Valerio Binasco: Yes, the writing in this film strives to be deeper and more contemporary, with a strong dialogue structure that is not improvised, not just tossed out. In small town life, communication between generations is obligatory because the young live side by side with old. But the young don’t speak the older generation’s dialect, there is a linguistic break, and the loss of a language means the loss of values. The values of the anti-fascist Resistance, for example. The gun once used by partisans that my character gets to kill the person who stole his woman is a parody of the action because our generation is incapable of reacting.
Valeria Golino: It was an experience that offered me a great naturalness in acting, as if it were a game. This is the reason why actors do what they do. You create an alternate life, as important as any life off the set.

Riccardo, the Italian cinema seems to have found in you a new, up-and-coming actor.

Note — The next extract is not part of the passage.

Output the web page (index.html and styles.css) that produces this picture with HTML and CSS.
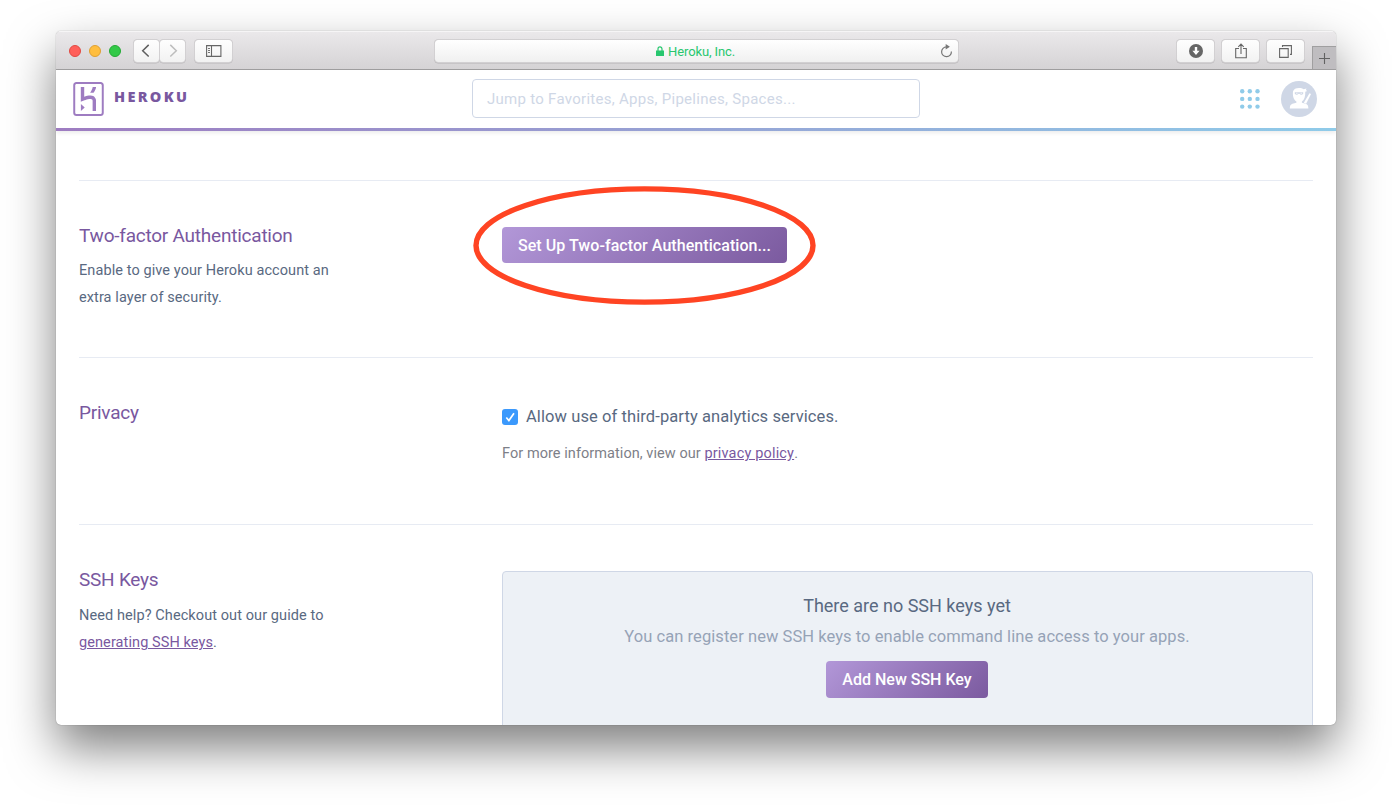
FILE: index.html
```
<!DOCTYPE html>
<html lang="en">
<head>
<meta charset="utf-8">
<title>Heroku, Inc.</title>
<link rel="stylesheet" href="styles.css">
</head>
<body>
<div class="window">
  <div class="toolbar">
    <div class="lights"><span class="light red"></span><span class="light yellow"></span><span class="light green"></span></div>
    <div class="nav">
      <button class="tool back"><svg width="26" height="22" viewBox="0 0 26 22"><path d="M14.700 4.900 8.700 10.700l6 5.800" fill="none" stroke="#5f5f5f" stroke-width="1.500"/></svg></button>
      <button class="tool forward"><svg width="26" height="22" viewBox="0 0 26 22"><path d="m10.300 4.900 6 5.800-6 5.800" fill="none" stroke="#bdbdbd" stroke-width="1.500"/></svg></button>
    </div>
    <button class="tool side"><svg width="16" height="12" viewBox="0 0 16 12" fill="none" stroke="#666"><path d="M.6.6h14.300v10.800H.6zM5.500.5v11" stroke-width="1.100"/><path d="M2 3.500h2M2 5.500h2M2 7.500h2" stroke-width=".9"/></svg></button>
    <div class="address">
      <span class="site"><svg width="8" height="10" viewBox="0 0 8 10"><path d="M2 5V3a2 2.200 0 0 1 4 0v2" fill="none" stroke="#28c76f" stroke-width="1.200"/><path d="M0 4.400h8V10H0z" fill="#28c76f"/></svg><span class="site-name">Heroku, Inc.</span></span>
      <svg width="13" height="14" viewBox="0 0 13 14"><path d="M6.500 2.900a4.900 4.900 0 1 0 4.900 4.600" fill="none" stroke="#777" stroke-width="1.200"/><path d="M5.700 0v5.400L9.900 2.800z" fill="#777"/></svg>
    </div>
    <div class="actions">
      <button class="tool wide"><svg width="14" height="14" viewBox="0 0 14 14"><circle cx="7" cy="7" r="7" fill="#666"/><path d="M5.800 3h2.400v3.800h2.400L7 10.900 3.400 6.800h2.400z" fill="#fff"/></svg></button>
      <button class="tool wide"><svg width="12" height="16" viewBox="0 0 12 16" fill="none" stroke="#666" stroke-width="1.100"><path d="M4 5.500H.7v9.300h10.600V5.500H8M6 11V1.200M3.300 3.800 6 1.100l2.700 2.700"/></svg></button>
      <button class="tool wide"><svg width="13" height="13" viewBox="0 0 13 13" fill="none" stroke="#666" stroke-width="1.100"><path d="M.6 3.600h8.600v8.800H.6zM3.500 2V.6h8.900v8.800H11"/></svg></button>
    </div>
    <button class="new-tab"><svg width="11" height="11" viewBox="0 0 11 11"><path d="M5.500 0v11M0 5.500h11" stroke="#626262" stroke-width="1.100"/></svg></button>
  </div>
  <header class="header">
    <div class="brand">
      <svg width="31" height="34" viewBox="1.23 0 21.54 24" fill="#9e7cc1"><path d="M20.61 0H3.39C2.189 0 1.23.96 1.23 2.16v19.681c0 1.198.959 2.159 2.16 2.159h17.22c1.2 0 2.159-.961 2.159-2.159V2.16C22.77.96 21.811 0 20.61 0zm.76 21.641c0 .539-.421.96-.96.96H3.59c-.54 0-.96-.421-.96-.96V2.36c0-.54.42-.961.96-.961h16.82c.539 0 .96.421.96.961v19.281zM6.63 20.399L9.33 18l-2.7-2.4v4.799zm9.72-9.719c-.479-.48-1.379-1.08-2.879-1.08-1.621 0-3.301.421-4.5.84V3.6h-2.4v10.38l1.68-.78s2.76-1.26 5.16-1.26c1.2 0 1.5.66 1.5 1.26v7.2h2.4v-7.2c.059-.179.059-1.501-.961-2.52zM13.17 7.5h2.4c1.08-1.26 1.62-2.521 1.8-3.9h-2.399c-.241 1.379-.841 2.64-1.801 3.9z"/></svg>
      <span class="brand-name">HEROKU</span>
    </div>
    <div class="search">Jump to Favorites, Apps, Pipelines, Spaces...</div>
    <div class="account">
      <svg width="20" height="20" viewBox="0 0 20 20" fill="#8fcbe9"><circle cx="2.200" cy="2.200" r="2.200"/><circle cx="9.800" cy="2.200" r="2.200"/><circle cx="17.500" cy="2.200" r="2.200"/><circle cx="2.200" cy="9.900" r="2.200"/><circle cx="9.800" cy="9.900" r="2.200"/><circle cx="17.500" cy="9.900" r="2.200"/><circle cx="2.200" cy="17.600" r="2.200"/><circle cx="9.800" cy="17.600" r="2.200"/><circle cx="17.500" cy="17.600" r="2.200"/></svg>
      <svg width="36" height="36" viewBox="0 0 36 36"><circle cx="18" cy="18" r="18" fill="#cfd7e6"/><g fill="#fff"><path d="M12 10.600C12.600 8 15 7 18 7c2 0 3.500.4 4.700 1.200l2.800-.8-.6 1.700 1.300 1-1.900.6c.1 4.600-.9 8.200-3.400 9.800v1.300l3.900 1c1.800.7 2.600 2 2.600 4.600H8.800c0-2.600.8-3.900 2.600-4.600l4-1v-1.300C12.600 18.900 11.500 15 12 10.600z"/><path d="m28.500 12.200 1.500.9-4.900 9.600-2.300-1z"/></g><path d="M13.800 11.200h8.400v1.500c-.8 1.200-2.800 1.300-3.700.1h-1c-.9 1.200-2.900 1.100-3.700-.1z" fill="#cfd7e6"/><path d="M15 12.300h1.600M19.500 12.300h1.600" stroke="#fff" stroke-width=".7"/></svg>
    </div>
  </header>
  <main class="content">
    <section class="row first">
      <div class="about"><h2>Two-factor Authentication</h2><p>Enable to give your Heroku account an<br>extra layer of security.</p></div>
      <div class="marked"><button class="btn setup">Set Up Two-factor Authentication...</button><svg class="ring" width="344" height="120" viewBox="0 0 344 120"><ellipse cx="172.500" cy="60.500" rx="168.500" ry="56.600" fill="none" stroke="#ff4423" stroke-width="5.400"/></svg></div>
    </section>
    <section class="row second">
      <div class="about"><h2>Privacy</h2></div>
      <div class="field">
        <div class="check"><span class="box"><svg width="16" height="16" viewBox="0 0 16 16"><path d="m4.300 8.500 2.600 3L12 4.300" fill="none" stroke="#fff" stroke-width="1.700"/></svg></span><span>Allow use of third-party analytics services.</span></div>
        <div class="note">For more information, view our <a>privacy policy</a>.</div>
      </div>
    </section>
    <section class="row third">
      <div class="about"><h2>SSH Keys</h2><p>Need help? Checkout out our guide to<br><a>generating SSH keys</a>.</p></div>
      <div class="panel"><h3>There are no SSH keys yet</h3><p>You can register new SSH keys to enable command line access to your apps.</p><button class="btn add">Add New SSH Key</button></div>
    </section>
  </main>
</div>
</body>
</html>
```
FILE: styles.css
```
* { box-sizing: border-box; }
body { margin: 0; height: 805px; padding: 31px 0 0 56px; overflow: hidden; background: #fff; font-family: Roboto, "Liberation Sans", sans-serif; color: #596981; }
button { font-family: inherit; border: 0; margin: 0; padding: 0; }
svg { display: block; flex: none; }
h2, h3, p { margin: 0; font-weight: 400; }

.window { width: 1280px; height: 694px; overflow: hidden; background: #fff; border-radius: 5px; display: flex; flex-direction: column;
  box-shadow: 0 0 1px rgba(0,0,0,.5), 0 23px 48px rgba(0,0,0,.5); }

.toolbar { height: 39px; flex: none; display: flex; align-items: flex-start; padding: 8px 0 0 13px; background: linear-gradient(#ebe9eb, #d5d3d5); border-bottom: 1px solid #a09fa0; box-shadow: inset 0 1px #f6f5f6; }
.lights { display: flex; gap: 8px; padding-top: 6px; width: 65px; }
.light { width: 12px; height: 12px; border-radius: 50%; border: 1px solid; }
.red { background: #ff5f5a; border-color: #e14942; }
.yellow { background: #ffbe3f; border-color: #dfa032; }
.green { background: #33c948; border-color: #24aa35; }
.nav { display: flex; gap: 1px; }
.tool { height: 22px; margin-top: 1px; display: flex; align-items: center; justify-content: center; background: linear-gradient(#fefefe, #f2f2f2); border-radius: 3.5px; box-shadow: 0 0 0 1px #d2d0d2, 0 .5px 0 1px #b9b7b9; }
.nav .tool { width: 25px; }
.side { width: 37px; margin-left: 10px; }
.address { width: 523px; height: 22px; margin: 1px 0 0 203px; background: linear-gradient(#fff, #f0f0f0); border-radius: 3.5px; box-shadow: 0 0 0 1px #d2d0d2, 0 .5px 0 1px #b5b3b5; display: flex; align-items: center; padding: 0 5px 0 221px; justify-content: space-between; }
.site { display: flex; align-items: center; gap: 4px; color: #28c76f; font-size: 13px; letter-spacing: -.1px; }
.actions { display: flex; gap: 8px; margin-left: 219px; }
.wide { width: 37px; }
.new-tab { width: 24px; height: 23px; margin: 7px 0 0 auto; background: #bfbdc0; border: 1px solid #a09fa0; border-width: 1px 0 0 1px; display: flex; align-items: center; justify-content: center; }

.header { height: 61px; flex: none; display: flex; align-items: flex-start; padding: 9px 19px 0 17px; border-bottom: 3px solid; border-image: linear-gradient(90deg, #9e7cc1, #8fcbe9) 1; box-shadow: 0 2px 4px rgba(0,0,0,.08); }
.brand { display: flex; gap: 10px; padding-top: 3px; width: 399px; }
.brand-name { font-family: "Open Sans", Roboto, sans-serif; font-size: 14.5px; font-weight: 800; letter-spacing: 2.3px; color: #79589f; line-height: 24px; padding-top: 3px; }
.search { width: 448px; height: 39px; border: 1px solid #cfd7e6; border-radius: 4px; padding-left: 14px; line-height: 38px; font-size: 15px; letter-spacing: .28px; color: #cfd7e6; }
.account { margin-left: auto; display: flex; gap: 21px; align-items: center; padding-top: 2px; }

.content { flex: 1; padding: 49px 23px 0; overflow: hidden; display: flex; flex-direction: column; }
.row { display: flex; flex: none; border-top: 1px solid #e7ebf3; padding-top: 46px; }
.first { height: 177px; }
.second { height: 167px; }
.about { width: 423px; }
.about h2 { font-size: 19px; letter-spacing: -.23px; line-height: 18px; color: #79589f; }
.about p { font-size: 14.5px; letter-spacing: .09px; line-height: 27px; margin-top: 12px; }
.third .about p { margin-top: 13px; }
a { color: #79589f; text-decoration: underline; }
.btn { color: #fff; font-weight: 500; border-radius: 4px; background: linear-gradient(135deg, #b297d8, #7b5a9f); display: flex; align-items: center; justify-content: center; }
.marked { position: relative; width: 285px; }
.setup { width: 285px; height: 36px; font-size: 16px; letter-spacing: .06px; padding-top: 1px; }
.ring { position: absolute; left: -30px; top: -42px; }
.check { display: flex; gap: 8px; align-items: center; font-size: 16.5px; letter-spacing: .09px; line-height: 24px; padding-top: 1px; }
.box { width: 16px; height: 16px; border-radius: 3px; background: #3b99fc; }
.note { font-size: 14.5px; letter-spacing: .06px; line-height: 24px; color: #7d8088; margin-top: 13px; }
.note a { letter-spacing: .17px; }
.panel { width: 811px; height: 240px; background: #edf1f6; border: 1px solid #cfd7e6; border-radius: 4px; display: flex; flex-direction: column; align-items: center; padding: 22px 1px 0 0; }
.panel h3 { font-size: 18px; line-height: 24px; }
.panel p { font-size: 16.5px; letter-spacing: .06px; line-height: 24px; margin-top: 7px; color: #96a3b6; }
.add { width: 162px; height: 37px; font-size: 16px; margin-top: 12px; }
```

What kind of relationship did you have with Paravidino, himself an actor, in his first experience directing for the cinema?
Riccardo Scamarcio: I discovered something different when I saw the film, certainly not the idea I had while we were shooting. This was very gratifying, it’s as if the character had his own life within the film. This is what I like about cinema: only in their entirety do films manage to communicate sensations. The scenes in which I felt the most inadequate are the best scenes. Fausto urged me to distance myself from my idea of the character. We discussed it a lot. In the end, what came through was neither my idea of the character, nor the director’s, but something different, more alive. A character who lives in an unknown zone.